Monday, February 07, 2005

My final HOORAH

I've begun working on my final HOORAH before I die. Not sure what possessed me to do this, or if anyone in the world besides myself is even willing to participate, but I started putting together my own website yesterday. Thankfully my computer came with a program for designing them or this project never would have materialized. I've got the basic layout done, just need to add the text and graphics. Also need to register my own domain name, which I'm hoping is really available. I checked and there were no other websites out there with that name already, but I know that doesn't necessarily mean it's available. Someone could have snatched it up already with plans to use it in the future. Holy crap, I may just have my own .com address soon!

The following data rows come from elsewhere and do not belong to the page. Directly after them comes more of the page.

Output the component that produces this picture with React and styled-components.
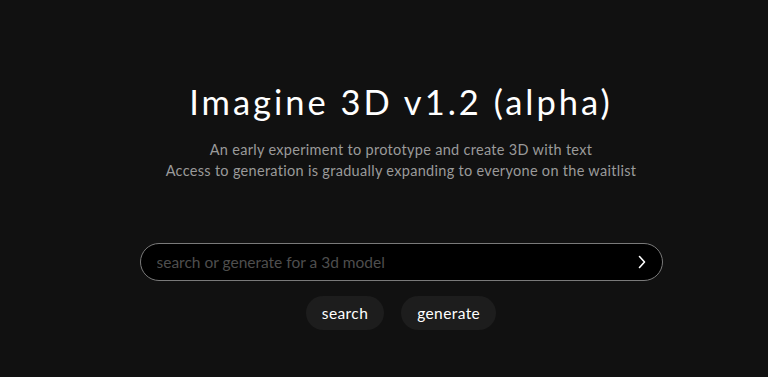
import styled, { createGlobalStyle } from 'styled-components'

const Global = createGlobalStyle`
  html, body {
    margin: 0;
    background: #111111;
  }
  body {
    font-family: Lato, 'Noto Sans', sans-serif;
    color: #ffffff;
  }
`

const Page = styled.main`
  min-height: 377px;
  display: flex;
  flex-direction: column;
  align-items: center;
  padding: 79px 0 0 34px;
  box-sizing: border-box;
`

const Title = styled.h1`
  margin: 0;
  font-size: 34.5px;
  font-weight: 400;
  letter-spacing: 3px;
  line-height: 46px;
`

const Sub = styled.p`
  margin: 14px 0 0;
  font-size: 14.5px;
  line-height: 21px;
  color: #9a9a9a;
  text-align: center;
  letter-spacing: 0.3px;
`

const SearchBar = styled.form`
  margin-top: 62px;
  width: 523px;
  height: 38px;
  box-sizing: border-box;
  border: 1px solid #7a7a7a;
  border-radius: 19px;
  background: #000;
  display: flex;
  align-items: center;
  padding: 0 14px 0 16px;
`

const Input = styled.input`
  flex: 1;
  background: transparent;
  border: none;
  outline: none;
  color: #fff;
  font-family: inherit;
  font-size: 15.5px;
  padding: 0;
  &::placeholder {
    color: #4e4e4e;
  }
`

const Go = styled.button`
  background: none;
  border: none;
  padding: 0;
  color: #fff;
  display: flex;
  align-items: center;
  cursor: pointer;
`

const Actions = styled.div`
  margin-top: 15px;
  display: flex;
  gap: 17px;
`

const Pill = styled.button`
  height: 34px;
  padding: 0 16px;
  border: none;
  border-radius: 17px;
  background: #1d1d1d;
  color: #fff;
  font-family: inherit;
  font-size: 15.5px;
  letter-spacing: 0.4px;
  cursor: pointer;
`

export default function App() {
  return (
    <>
      <Global />
      <Page>
        <Title>Imagine 3D v1.2 (alpha)</Title>
        <Sub>
          An early experiment to prototype and create 3D with text
          <br />
          Access to generation is gradually expanding to everyone on the waitlist
        </Sub>
        <SearchBar onSubmit={(e) => e.preventDefault()}>
          <Input placeholder="search or generate for a 3d model" />
          <Go type="submit" aria-label="submit">
            <svg width="12" height="14" viewBox="0 0 12 14" fill="none">
              <path d="M3.5 1.5 L8.5 7 L3.5 12.5" stroke="#fff" strokeWidth="1.6" strokeLinecap="round" strokeLinejoin="round" />
            </svg>
          </Go>
        </SearchBar>
        <Actions>
          <Pill>search</Pill>
          <Pill>generate</Pill>
        </Actions>
      </Page>
    </>
  )
}
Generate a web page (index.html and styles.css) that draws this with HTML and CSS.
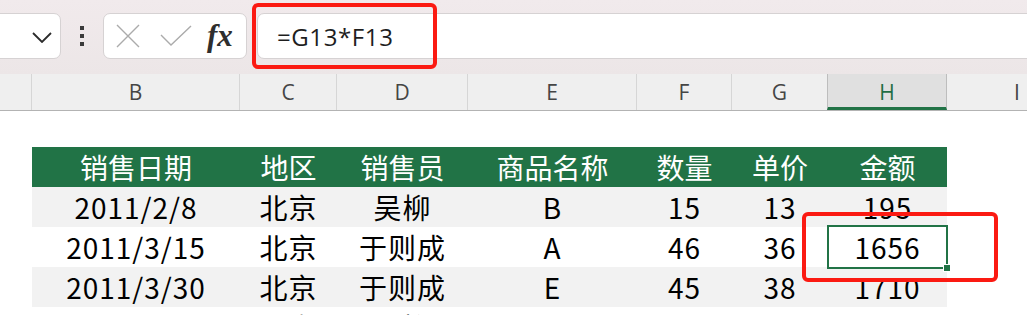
FILE: index.html
```html
<!DOCTYPE html>
<html lang="zh-CN">
    <head>
        <meta charset="UTF-8">
        <title>销售记录</title>
        <link rel="stylesheet" href="styles.css">
    </head>
    <body>
        <div class="formula-bar">
            <div class="name-box">
                <svg class="chevron" width="20" height="11" viewBox="0 0 20 11">
                    <path d="M1 1 L10 10 L19 1" fill="none" stroke="#2b2b2b" stroke-width="1.8"/>
                </svg>
            </div>
            <div class="grip"><span></span><span></span><span></span></div>
            <div class="fx-box">
                <svg width="24" height="24" viewBox="0 0 24 24">
                    <path d="M1 1 L23 23 M23 1 L1 23" stroke="#ababab" stroke-width="1.4" fill="none"/>
                </svg>
                <svg width="32" height="22" viewBox="0 0 32 22">
                    <path d="M1 10 L11 20 L31 1" stroke="#ababab" stroke-width="1.4" fill="none"/>
                </svg>
                <span class="fx">fx</span>
            </div>
            <div class="formula-input">
                <span class="formula">=G13*F13</span>
                <div class="mark mark-formula"></div>
            </div>
        </div>

        <div class="col-heads">
            <div class="corner"></div>
            <div>B</div>
            <div>C</div>
            <div>D</div>
            <div>E</div>
            <div>F</div>
            <div>G</div>
            <div class="selected">H</div>
            <div class="last">I</div>
        </div>

        <div class="sheet">
            <div class="row head">
                <div class="gutter"></div>
                <div>销售日期</div>
                <div>地区</div>
                <div>销售员</div>
                <div>商品名称</div>
                <div>数量</div>
                <div>单价</div>
                <div>金额</div>
            </div>
            <div class="row shade">
                <div class="gutter"></div>
                <div>2011/2/8</div>
                <div>北京</div>
                <div>吴柳</div>
                <div>B</div>
                <div>15</div>
                <div>13</div>
                <div>195</div>
            </div>
            <div class="row">
                <div class="gutter"></div>
                <div>2011/3/15</div>
                <div>北京</div>
                <div>于则成</div>
                <div>A</div>
                <div>46</div>
                <div>36</div>
                <div class="active">1656
                    <div class="cursor"><span class="handle"></span></div>
                    <div class="mark mark-cell"></div>
                </div>
            </div>
            <div class="row shade">
                <div class="gutter"></div>
                <div>2011/3/30</div>
                <div>北京</div>
                <div>于则成</div>
                <div>E</div>
                <div>45</div>
                <div>38</div>
                <div>1710</div>
            </div>
            <div class="row">
                <div class="gutter"></div>
                <div>2011/4/2</div>
                <div>北京</div>
                <div>吴柳</div>
                <div>C</div>
                <div>20</div>
                <div>12</div>
                <div>240</div>
            </div>
        </div>
    </body>
</html>
```

FILE: styles.css
```css
* {
    margin: 0; padding: 0; box-sizing: border-box;
}

html, body {
    width: 100%;
    height: 100%;
    background-color: white;
    overflow: hidden;
    font-family: "Noto Sans CJK SC", sans-serif;
}

/* top bar: name box, grip, buttons, formula input */
.formula-bar {
    height: 74px;
    background: linear-gradient(#f1eaec, #ece6e7);
    display: flex;
    align-items: flex-start;
    padding-top: 13px;
}

.name-box {
    width: 80px;
    height: 46px;
    margin-left: -19px;
    background: white;
    border: 1px solid #d6d2d3;
    border-radius: 7px;
    display: flex;
    align-items: center;
    justify-content: flex-end;
    padding-right: 8px;
    padding-top: 2px;
}

.grip {
    width: 42px;
    height: 46px;
    display: flex;
    flex-direction: column;
    align-items: center;
    justify-content: center;
    gap: 4px;
}

.grip span {
    width: 4px;
    height: 4px;
    background: #3a3a3a;
}

.fx-box {
    width: 144px;
    height: 46px;
    background: white;
    border: 1px solid #d6d2d3;
    border-radius: 7px;
    display: flex;
    align-items: center;
    padding-left: 12px;
    gap: 21px;
}

.fx-box svg:nth-child(2) {
    margin-left: -1px;
}

.fx {
    font-family: "Liberation Serif", serif;
    font-style: italic;
    font-weight: bold;
    font-size: 31px;
    color: #2e2e2e;
    margin-left: -6px;
    letter-spacing: 0;
    line-height: 1;
    padding-bottom: 2px;
}

.formula-input {
    position: relative;
    flex: 1;
    height: 46px;
    margin-left: 10px;
    margin-right: -20px;
    background: white;
    border: 1px solid #d6d2d3;
    border-radius: 7px;
    display: flex;
    align-items: center;
    padding-left: 19px;
}

.formula {
    font-family: "Open Sans", sans-serif;
    font-size: 24px;
    color: #1e1e1e;
    letter-spacing: 0.6px;
}

/* red annotation frames */
.mark {
    position: absolute;
    border: 4px solid #fb1a12;
    border-radius: 6px;
    pointer-events: none;
}

.mark-formula {
    left: -6px;
    top: -11px;
    width: 185px;
    height: 66px;
}

.mark-cell {
    left: -26px;
    top: -15px;
    width: 196px;
    height: 70px;
}

/* column letters */
.col-heads {
    display: grid;
    grid-template-columns: 32px 208px 97px 131px 169px 95px 96px 119px 1fr;
    height: 37px;
    background: #efefef;
    border-bottom: 1px solid #b3b3b3;
    font-family: "Open Sans", sans-serif;
    font-size: 21px;
    color: #454545;
}

.col-heads div {
    display: flex;
    align-items: center;
    justify-content: center;
    border-right: 1px solid #d6d6d6;
}

.col-heads .corner {
    border-right: 1px solid #d6d6d6;
}

.col-heads .selected {
    background: #e0e0e0;
    color: #1f6e44;
    border-left: 1px solid #bdbdbd;
    border-right: 1px solid #bdbdbd;
    border-bottom: 3px solid #217346;
    margin-left: -1px;
    padding-top: 3px;
}

.col-heads .last {
    border-right: none;
    padding-left: 60px;
}

/* worksheet table */
.sheet {
    padding-top: 36px;
}

.row {
    display: grid;
    grid-template-columns: 32px 208px 97px 131px 169px 95px 96px 119px;
    height: 40px;
    font-size: 28px;
    letter-spacing: 1px;
    color: #000;
}

.row div {
    display: flex;
    align-items: center;
    justify-content: center;
}

.row .gutter {
    background: white;
}

.row.head {
    letter-spacing: 0;
}

.row.head div:not(.gutter) {
    background: #217346;
    color: white;
}

.row.shade div:not(.gutter) {
    background: #f2f2f2;
}

.row .active {
    position: relative;
}

.cursor {
    position: absolute;
    left: -1px;
    top: -2px;
    right: -1px;
    bottom: -2px;
    border: 2px solid #217346;
}

.handle {
    position: absolute;
    right: -5px;
    bottom: -5px;
    width: 8px;
    height: 8px;
    background: #217346;
    border: 1px solid white;
}
```
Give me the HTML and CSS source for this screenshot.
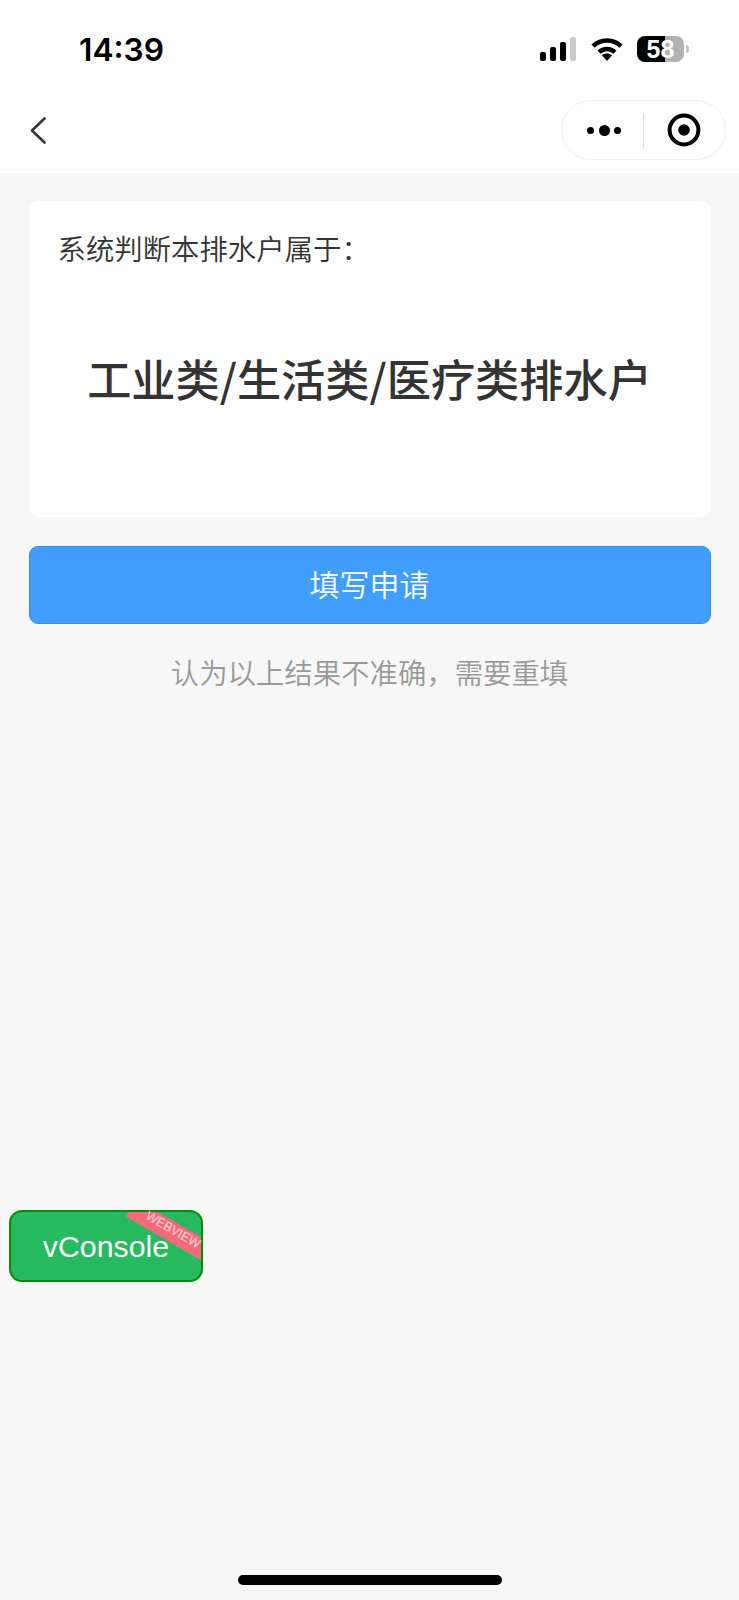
FILE: index.html
```html
<!DOCTYPE html>
<html lang="zh-CN">
<head>
<meta charset="utf-8">
<title>排水户</title>
<link rel="stylesheet" href="styles.css">
</head>
<body>
<header class="top">
  <div class="status">
    <span class="time">14:39</span>
    <div class="status-icons">
      <div class="signal">
        <i class="bar b1"></i><i class="bar b2"></i><i class="bar b3"></i><i class="bar b4"></i>
      </div>
      <svg class="wifi" viewBox="0 0 32 24" width="32" height="24">
        <path d="M2 9.2C10 1.6 22 1.6 30 9.2" fill="none" stroke="#000" stroke-width="4.6"/>
        <path d="M8 15.2C12.6 11 19.4 11 24 15.2" fill="none" stroke="#000" stroke-width="4.4"/>
        <path d="M10.8 18.2C14 15.8 18 15.8 21.2 18.2L16 24Z" fill="#000"/>
      </svg>
      <div class="battery">
        <div class="cell"><span class="level">58</span></div>
        <i class="nub"></i>
      </div>
    </div>
  </div>
  <div class="nav">
    <svg class="back" viewBox="0 0 16 27" width="16" height="27">
      <path d="M14.5 1.5L2 13.5L14.5 25.5" fill="none" stroke="#333" stroke-width="2.6" stroke-linecap="round" stroke-linejoin="round"/>
    </svg>
    <div class="capsule">
      <div class="more"><i class="dot"></i><i class="dot big"></i><i class="dot"></i></div>
      <i class="divider"></i>
      <svg class="target" viewBox="0 0 34 34" width="34" height="34">
        <circle cx="17" cy="17" r="14.4" fill="none" stroke="#000" stroke-width="4"/>
        <circle cx="17" cy="17" r="5.8" fill="#000"/>
      </svg>
    </div>
  </div>
</header>
<main class="content">
  <section class="card">
    <p class="label">系统判断本排水户属于：</p>
    <h1 class="result">工业类/生活类/医疗类排水户</h1>
  </section>
  <button class="primary" type="button">填写申请</button>
  <a class="redo">认为以上结果不准确，需要重填</a>
</main>
<div class="home"></div>
<div class="vconsole">
  vConsole
  <div class="ribbon-clip"><i class="ribbon"></i></div>
  <span class="ribbon-text">WEBVIEW</span>
</div>
</body>
</html>
```
FILE: styles.css
```css
* { box-sizing: border-box; }
html, body { margin: 0; padding: 0; }
body {
  width: 739px;
  height: 1600px;
  background: #f7f7f7;
  display: flex;
  flex-direction: column;
  overflow: hidden;
  font-family: "Noto Sans CJK SC", "Liberation Sans", sans-serif;
  color: #333;
  position: relative;
}
.top { background: #fff; height: 173px; flex: none; }
.status {
  height: 100px;
  display: flex;
  align-items: flex-start;
  justify-content: space-between;
  padding: 32px 50px 0 79px;
}
.time {
  font-family: Inter, "Liberation Sans", sans-serif;
  font-weight: 600;
  font-size: 31.7px;
  line-height: 36px;
  color: #000;
}
.status-icons { display: flex; align-items: flex-start; padding-top: 4px; }
.signal { display: flex; align-items: flex-end; gap: 4px; height: 24px; margin-top: 1px; }
.bar { display: block; width: 6px; border-radius: 2px; background: #000; }
.b1 { height: 9px; }
.b2 { height: 14px; }
.b3 { height: 19px; }
.b4 { height: 24px; background: #c9c9c9; }
.wifi { display: block; margin-left: 15px; margin-top: 1px; }
.battery { display: flex; align-items: center; margin-left: 14px; }
.cell {
  width: 47px;
  height: 26px;
  border-radius: 8px;
  background: linear-gradient(90deg, #000 0 28px, #b2b2b2 28px);
  color: #fff;
  text-align: center;
}
.level {
  display: block;
  font-family: "Liberation Sans", sans-serif;
  font-weight: 700;
  font-size: 25px;
  line-height: 26px;
}
.nub { display: block; width: 3px; height: 8px; margin-left: 2px; border-radius: 0 3px 3px 0; background: #c4c4c4; }
.nav {
  display: flex;
  align-items: flex-start;
  justify-content: space-between;
  padding: 0 13px 0 30px;
}
.back { display: block; margin-top: 17px; }
.capsule {
  width: 165px;
  height: 60px;
  border: 1px solid #efefef;
  border-radius: 30px;
  display: flex;
  align-items: center;
  padding-left: 25px;
}
.more { display: flex; align-items: center; gap: 4.5px; }
.dot { display: block; width: 7px; height: 7px; border-radius: 50%; background: #000; }
.dot.big { width: 11px; height: 11px; }
.divider { display: block; width: 1px; height: 35px; background: #dcdcdc; margin-left: 22px; }
.target { display: block; margin-left: 23px; }
.content {
  flex: none;
  padding: 28px 28.5px 0;
  display: flex;
  flex-direction: column;
  align-items: stretch;
}
.card {
  height: 316px;
  background: #fff;
  border-radius: 9px;
  padding: 27px 29px 0;
}
.label {
  margin: 0;
  font-size: 28.4px;
  line-height: 40px;
  font-weight: 350;
  color: #333;
}
.result {
  margin: 79px 0 0;
  font-size: 44.2px;
  line-height: 62px;
  font-weight: 500;
  text-align: center;
  color: #333;
}
.primary {
  margin-top: 29px;
  height: 78px;
  border: 1px solid #3a8ee6;
  border-radius: 9px;
  background: #409eff;
  color: #fff;
  font-family: inherit;
  font-size: 30px;
  font-weight: 350;
  line-height: 40px;
  padding: 0 0 4px;
}
.redo {
  margin-top: 28px;
  font-size: 28.4px;
  font-weight: 350;
  line-height: 40px;
  text-align: center;
  color: #999;
}
.home {
  margin: auto auto 15px;
  width: 264px;
  height: 10px;
  border-radius: 5px;
  background: #000;
}
.vconsole {
  position: fixed;
  left: 9px;
  top: 1210px;
  width: 194px;
  height: 72px;
  border: 2px solid #0a8a0a;
  border-radius: 13px;
  background: #26b960;
  color: #fff;
  font-family: "Liberation Sans", sans-serif;
  font-size: 30.3px;
  line-height: 70px;
  text-align: center;
}
.ribbon-clip {
  position: absolute;
  inset: 0;
  overflow: hidden;
  border-radius: 11px;
}
.ribbon {
  position: absolute;
  left: 113px;
  top: 10.5px;
  width: 100px;
  height: 20px;
  background: #f36a7b;
  transform: rotate(30deg);
  display: block;
}
.ribbon-text {
  position: absolute;
  left: 127px;
  top: 11px;
  width: 70px;
  color: #ffdde1;
  font-size: 12.5px;
  line-height: 14px;
  text-align: center;
  transform: rotate(30deg);
}
```
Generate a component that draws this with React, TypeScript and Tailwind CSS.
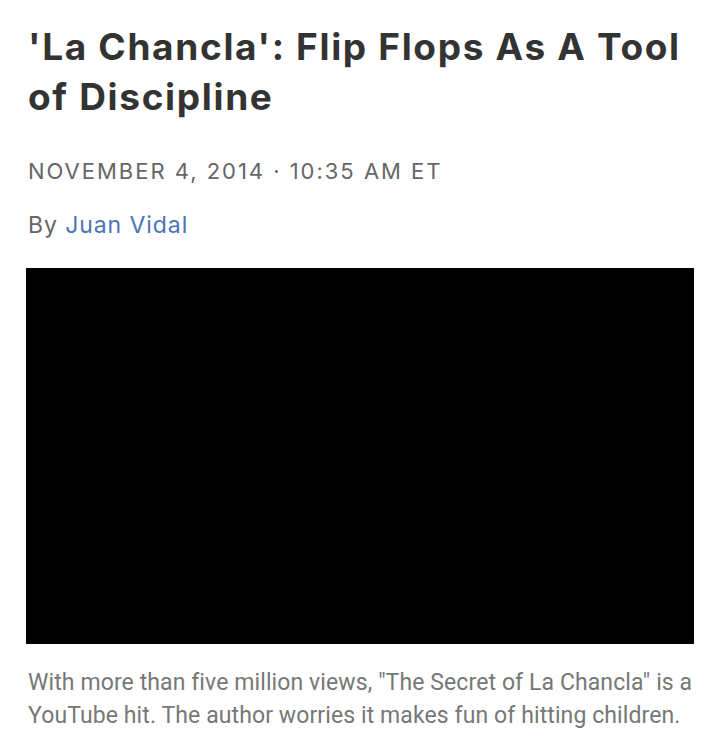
export default function App() {
  return (
    <div className="min-h-[736px] bg-white px-[26px] pt-[22px]">
      <h1 className="pl-[2px] font-['Inter',sans-serif] text-[37px] font-bold leading-[50px] tracking-[0.045em] text-[#333]">
        'La Chancla': Flip Flops As A Tool of Discipline
      </h1>
      <p className="mt-[34px] pl-[2px] font-['Inter',sans-serif] text-[22px] leading-[30px] tracking-[0.09em] text-[#666]">
        NOVEMBER 4, 2014 · 10:35 AM ET
      </p>
      <p className="mt-[24px] pl-[2px] font-['Inter',sans-serif] text-[23px] leading-[30px] tracking-[0.04em] text-[#666]">
        By <a className="text-[#4a74b8]">Juan Vidal</a>
      </p>
      <div className="mt-[28px] h-[376px] w-[668px] bg-black" />
      <p className="mt-[22px] pl-[2px] font-['Roboto',sans-serif] text-[23px] leading-[33px] tracking-[0.1px] text-[#777]">
        With more than five million views, "The Secret of La Chancla" is a YouTube hit. The author worries it makes fun of hitting children.
      </p>
    </div>
  );
}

The premise is simple...I just want to put a face on mental illness in hopes of helping to breakdown the stigma, discrimination and bigotries associated with it. I don't think most people realize that they probably come in contact with someone living with mental illness regularly, if not every day. I'm hoping my site will help show them that we're not all the stereotypical "crazy" person that's a danger to society. We're just normal, everyday people that happen to be sick.

I'll have people send me photographs of themselves, or loved ones that have been lost to mental illness. Then I'll post the photos, along with at least a minimum of information like location, what disorder(s) they have and what they do (or have done if disabled) for a living. If they want, they can certainly go into more detail and tell their story of what it's like living with such an illness. There will also be links to other mental health related websites and basic facts regarding mental illness like statistics on how prevalent it is and a description of the illnesses & their symptoms.

I've started to put together a list of other websites I'll ask if they'll add a link to my site onto, and where to look for people that may be willing to add their photos so that I don't get this site up & running with only my own on it...though I have no problem with doing that. I can make up flyers and drop them off at the hospitals and mental health centers. I've got nothing but time right now.

Like I said, I have no idea if anyone else is even willing to join in. I'm only stepping forward to put my face out there in hopes of helping someone else. I currently have an "I don't give a shit" attitude towards letting people know I'm a nutcase, so it's not going to bother me. But I know many people will have reservations about doing it for fear of backlash from people like employers. Unfortunately, until we're willing to say hey, I'm sick and I refuse to be ashamed of it, the stigma will remain.

Leave it to me to make my last HOORAH a biggie. Setting myself up for failure again I guess. Least with this one, someone can take over once I'm gone and see that it gets done.

1 Comments:

Anonymous Anonymous said...

Sid,
I'm game. Let me know what you want/need and where to send it. Everyone already knows I'm a nutjob!!